Farm and Hayrick on a River
Jacob van Ruisdael·1640
Historical Context
Farm and Hayrick on a River, painted around 1640 and now in the Detroit Institute of Arts, is among the earliest surviving works by van Ruisdael, painted when he was barely a teenager — he was born around 1628-29. The precocious maturity of this early panel, with its sensitive atmospheric rendering and confident topographic observation, astonished even contemporaries who knew Dutch Golden Age painting well. The hayrick and farm on a river bank are modest subjects from the agricultural fringe of Haarlem, observed with the direct attention of a painter who grew up within walking distance of such scenes. Even at this earliest date, van Ruisdael was transforming the tonal, low-key landscape tradition of Jan van Goyen — who had been painting such subjects for decades — into something more emotionally charged and atmospherically intense.
Technical Analysis
The composition presents a rural scene with careful attention to the textures of thatch, vegetation, and water. Ruisdael's early palette is warmer and more detailed than his later, more dramatic works.
Look Closer
- ◆The hayrick dominates the right side with near-architectural scale, creating a monumental presence within the pastoral scene.

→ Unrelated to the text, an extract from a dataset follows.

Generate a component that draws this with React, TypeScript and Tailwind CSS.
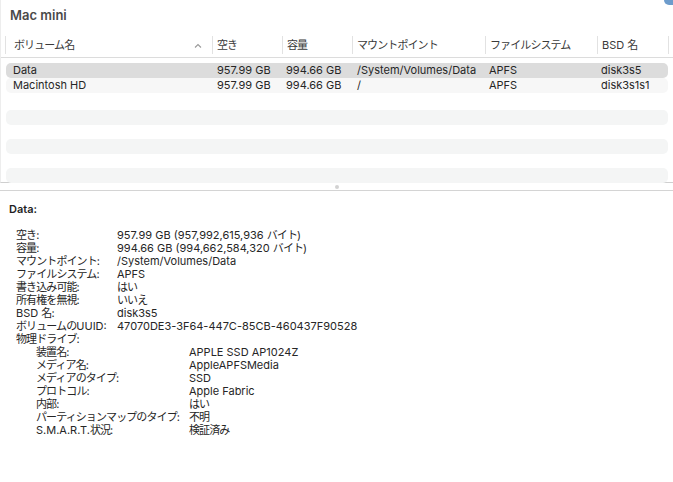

- ◆Water reflections below the farm buildings are rendered with horizontal mirror-strokes, doubling the structures in trembling light.
- ◆A figure or two near the farm gives scale to the buildings and hayrick, emphasizing the agricultural structures' imposing size.
- ◆The softer, less dramatic clouds of this early work show van Ruisdael's atmospheric ambition still in development.